Dalrymple goes on to discuss the so-called 'epidemic' of depression. He uses a case-study to illustrate his point: a twenty-one-year old woman: a mother of two whom Dalrymple describes as 'unhappy' rather than depressed. Again, he expresses profound contempt for this young woman. This is where he is 'spot on': 'My patient was not just a victim of her own mother. She had knowingly borne children to men of whom no good to be expected. She knew perfectly well the meaning and consequences of her actions(...) She is aware that it is both foolish and wicked to have children without consideration, even for a second whether the men have any qualities that might make them good fathers'. I myself was a product of such a union but my parents got married and are still unhappily co-existing.
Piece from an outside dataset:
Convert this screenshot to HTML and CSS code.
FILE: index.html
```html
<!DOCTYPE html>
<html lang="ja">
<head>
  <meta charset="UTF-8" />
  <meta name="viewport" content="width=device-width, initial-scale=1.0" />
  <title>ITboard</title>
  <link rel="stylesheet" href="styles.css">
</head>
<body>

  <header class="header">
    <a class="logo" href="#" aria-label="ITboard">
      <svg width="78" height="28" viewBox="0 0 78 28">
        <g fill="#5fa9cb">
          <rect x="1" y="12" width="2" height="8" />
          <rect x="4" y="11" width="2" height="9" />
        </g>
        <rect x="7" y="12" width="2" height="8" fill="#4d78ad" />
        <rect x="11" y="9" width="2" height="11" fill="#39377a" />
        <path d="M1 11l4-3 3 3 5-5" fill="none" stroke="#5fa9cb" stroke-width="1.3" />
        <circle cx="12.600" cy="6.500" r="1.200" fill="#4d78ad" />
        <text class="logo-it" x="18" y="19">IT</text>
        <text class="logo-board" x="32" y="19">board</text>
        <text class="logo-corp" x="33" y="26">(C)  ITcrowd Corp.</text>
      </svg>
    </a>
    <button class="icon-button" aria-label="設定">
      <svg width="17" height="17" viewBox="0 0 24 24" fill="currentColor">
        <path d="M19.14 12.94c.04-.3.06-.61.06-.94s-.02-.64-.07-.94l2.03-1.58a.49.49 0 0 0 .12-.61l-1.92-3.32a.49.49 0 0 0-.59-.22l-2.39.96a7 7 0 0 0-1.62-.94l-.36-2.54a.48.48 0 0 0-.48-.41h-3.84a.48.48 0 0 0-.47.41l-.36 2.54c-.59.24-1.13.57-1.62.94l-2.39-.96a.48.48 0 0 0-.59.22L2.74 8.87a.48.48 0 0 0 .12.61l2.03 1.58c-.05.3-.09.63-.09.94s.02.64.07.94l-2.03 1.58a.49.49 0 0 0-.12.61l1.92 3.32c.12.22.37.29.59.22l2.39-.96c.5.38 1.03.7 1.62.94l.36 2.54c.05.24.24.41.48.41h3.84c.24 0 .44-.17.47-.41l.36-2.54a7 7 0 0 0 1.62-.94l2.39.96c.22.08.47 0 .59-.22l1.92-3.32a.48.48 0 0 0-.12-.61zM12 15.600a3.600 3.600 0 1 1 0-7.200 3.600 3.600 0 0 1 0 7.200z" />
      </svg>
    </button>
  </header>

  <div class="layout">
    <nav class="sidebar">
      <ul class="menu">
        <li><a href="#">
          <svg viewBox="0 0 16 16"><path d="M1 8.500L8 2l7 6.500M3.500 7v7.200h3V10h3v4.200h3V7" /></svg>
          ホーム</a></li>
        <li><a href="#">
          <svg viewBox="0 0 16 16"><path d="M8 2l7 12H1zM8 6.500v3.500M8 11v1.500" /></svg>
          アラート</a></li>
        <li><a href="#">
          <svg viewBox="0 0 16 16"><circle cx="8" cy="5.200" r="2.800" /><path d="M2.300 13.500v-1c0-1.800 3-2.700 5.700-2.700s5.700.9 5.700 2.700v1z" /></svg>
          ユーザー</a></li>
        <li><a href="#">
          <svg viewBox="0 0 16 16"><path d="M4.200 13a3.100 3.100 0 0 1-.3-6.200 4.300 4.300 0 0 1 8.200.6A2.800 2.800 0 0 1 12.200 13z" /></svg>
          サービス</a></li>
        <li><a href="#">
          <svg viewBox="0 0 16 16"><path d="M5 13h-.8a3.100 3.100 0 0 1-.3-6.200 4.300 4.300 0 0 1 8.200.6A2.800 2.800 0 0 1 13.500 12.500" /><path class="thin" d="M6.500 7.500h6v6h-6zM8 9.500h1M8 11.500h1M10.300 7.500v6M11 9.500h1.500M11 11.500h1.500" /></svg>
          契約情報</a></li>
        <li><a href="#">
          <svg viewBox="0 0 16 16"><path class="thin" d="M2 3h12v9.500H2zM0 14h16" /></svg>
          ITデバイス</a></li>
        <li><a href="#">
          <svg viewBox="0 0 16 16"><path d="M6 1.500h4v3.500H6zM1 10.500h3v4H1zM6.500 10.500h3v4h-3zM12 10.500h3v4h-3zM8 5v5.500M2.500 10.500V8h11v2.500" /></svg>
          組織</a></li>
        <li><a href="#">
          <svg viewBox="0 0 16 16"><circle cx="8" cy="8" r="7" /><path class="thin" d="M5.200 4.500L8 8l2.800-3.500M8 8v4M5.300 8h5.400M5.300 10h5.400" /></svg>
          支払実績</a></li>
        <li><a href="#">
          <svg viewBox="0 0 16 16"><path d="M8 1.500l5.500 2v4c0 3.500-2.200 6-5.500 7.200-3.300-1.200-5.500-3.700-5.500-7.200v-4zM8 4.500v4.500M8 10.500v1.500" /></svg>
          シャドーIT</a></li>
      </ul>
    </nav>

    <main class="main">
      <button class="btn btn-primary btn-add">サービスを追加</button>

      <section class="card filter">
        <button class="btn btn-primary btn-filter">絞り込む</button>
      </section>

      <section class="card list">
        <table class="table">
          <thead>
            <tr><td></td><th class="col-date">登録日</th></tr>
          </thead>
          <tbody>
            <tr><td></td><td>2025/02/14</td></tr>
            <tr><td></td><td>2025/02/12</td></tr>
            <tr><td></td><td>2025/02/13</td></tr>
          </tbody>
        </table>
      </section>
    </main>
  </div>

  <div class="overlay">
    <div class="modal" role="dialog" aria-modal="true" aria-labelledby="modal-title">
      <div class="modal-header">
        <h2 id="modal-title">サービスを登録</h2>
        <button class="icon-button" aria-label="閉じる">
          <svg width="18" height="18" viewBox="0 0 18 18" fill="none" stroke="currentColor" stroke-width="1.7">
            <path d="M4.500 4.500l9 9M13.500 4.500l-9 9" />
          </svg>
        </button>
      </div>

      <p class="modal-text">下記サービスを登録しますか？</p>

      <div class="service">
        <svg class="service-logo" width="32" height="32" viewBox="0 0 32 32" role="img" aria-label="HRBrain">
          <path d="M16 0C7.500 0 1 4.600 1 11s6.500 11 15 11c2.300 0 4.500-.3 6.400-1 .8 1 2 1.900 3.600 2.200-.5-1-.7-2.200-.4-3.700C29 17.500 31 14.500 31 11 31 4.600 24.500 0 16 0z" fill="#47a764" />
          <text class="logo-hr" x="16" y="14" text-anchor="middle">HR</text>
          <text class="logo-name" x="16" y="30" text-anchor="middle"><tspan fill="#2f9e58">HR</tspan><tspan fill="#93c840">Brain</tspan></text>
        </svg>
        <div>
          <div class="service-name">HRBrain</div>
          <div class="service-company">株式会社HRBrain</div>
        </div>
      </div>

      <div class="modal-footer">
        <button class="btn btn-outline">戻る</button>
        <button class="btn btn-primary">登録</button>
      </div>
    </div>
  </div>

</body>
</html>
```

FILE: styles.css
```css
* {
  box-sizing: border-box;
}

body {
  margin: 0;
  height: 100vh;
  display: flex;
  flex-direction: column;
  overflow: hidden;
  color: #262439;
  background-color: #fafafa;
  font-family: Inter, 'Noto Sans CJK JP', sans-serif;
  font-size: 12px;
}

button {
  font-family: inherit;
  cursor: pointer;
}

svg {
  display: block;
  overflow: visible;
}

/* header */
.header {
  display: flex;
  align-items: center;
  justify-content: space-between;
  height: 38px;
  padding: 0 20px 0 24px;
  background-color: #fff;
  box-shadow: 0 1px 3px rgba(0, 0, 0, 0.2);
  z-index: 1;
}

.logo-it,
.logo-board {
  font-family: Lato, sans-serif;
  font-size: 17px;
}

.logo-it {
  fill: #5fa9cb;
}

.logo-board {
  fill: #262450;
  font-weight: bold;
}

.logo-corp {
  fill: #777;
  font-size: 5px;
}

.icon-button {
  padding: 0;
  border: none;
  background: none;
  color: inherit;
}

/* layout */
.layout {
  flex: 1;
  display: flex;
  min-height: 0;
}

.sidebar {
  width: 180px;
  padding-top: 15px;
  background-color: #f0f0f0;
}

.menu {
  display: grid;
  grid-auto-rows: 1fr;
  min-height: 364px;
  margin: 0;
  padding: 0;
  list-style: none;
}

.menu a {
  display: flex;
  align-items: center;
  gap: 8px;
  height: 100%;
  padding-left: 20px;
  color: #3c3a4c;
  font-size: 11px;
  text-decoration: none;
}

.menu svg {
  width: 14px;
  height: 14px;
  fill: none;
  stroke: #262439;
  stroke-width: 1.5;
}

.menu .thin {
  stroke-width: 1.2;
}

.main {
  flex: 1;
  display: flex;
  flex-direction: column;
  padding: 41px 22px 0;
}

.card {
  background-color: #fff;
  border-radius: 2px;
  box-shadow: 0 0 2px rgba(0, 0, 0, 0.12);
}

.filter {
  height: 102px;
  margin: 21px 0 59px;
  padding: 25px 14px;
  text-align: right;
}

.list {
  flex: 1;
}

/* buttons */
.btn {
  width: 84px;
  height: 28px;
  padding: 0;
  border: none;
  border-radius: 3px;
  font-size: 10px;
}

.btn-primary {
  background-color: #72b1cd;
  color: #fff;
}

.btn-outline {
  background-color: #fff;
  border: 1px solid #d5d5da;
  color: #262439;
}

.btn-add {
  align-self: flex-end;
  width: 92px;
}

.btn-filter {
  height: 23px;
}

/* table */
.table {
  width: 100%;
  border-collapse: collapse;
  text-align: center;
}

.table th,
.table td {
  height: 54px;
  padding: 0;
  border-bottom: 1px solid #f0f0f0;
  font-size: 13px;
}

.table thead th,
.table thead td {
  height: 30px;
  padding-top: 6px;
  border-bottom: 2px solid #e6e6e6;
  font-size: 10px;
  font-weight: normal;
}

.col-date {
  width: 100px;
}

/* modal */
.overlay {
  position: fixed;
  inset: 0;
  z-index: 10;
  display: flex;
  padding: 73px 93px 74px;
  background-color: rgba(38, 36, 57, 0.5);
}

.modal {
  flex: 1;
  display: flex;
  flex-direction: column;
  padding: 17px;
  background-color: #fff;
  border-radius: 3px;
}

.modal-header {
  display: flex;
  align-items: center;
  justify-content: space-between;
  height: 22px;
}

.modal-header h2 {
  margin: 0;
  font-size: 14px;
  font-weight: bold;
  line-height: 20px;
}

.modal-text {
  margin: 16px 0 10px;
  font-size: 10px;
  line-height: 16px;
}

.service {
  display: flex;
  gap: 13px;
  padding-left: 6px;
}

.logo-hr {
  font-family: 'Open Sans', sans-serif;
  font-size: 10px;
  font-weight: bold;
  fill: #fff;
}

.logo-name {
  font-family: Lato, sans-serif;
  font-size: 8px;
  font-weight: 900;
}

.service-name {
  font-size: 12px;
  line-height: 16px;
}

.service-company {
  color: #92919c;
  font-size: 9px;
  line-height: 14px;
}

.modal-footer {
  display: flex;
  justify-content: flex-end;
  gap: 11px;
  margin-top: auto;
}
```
But 'mindless procreation' has been going on for centuries - between married and unmarried couples. That's why the human race is still here. It is not, as Dalrymple asserts, an exclusively modern phenomenon.

Dalrymple, I will grudgingly admit, is a rather good writer. He has a novelist's cool, clear eye and an acerbic tone. But we know very little about the man himself. When will he turn this critical inner-eye upon himself? For he too seems to have made quite a few poor choices.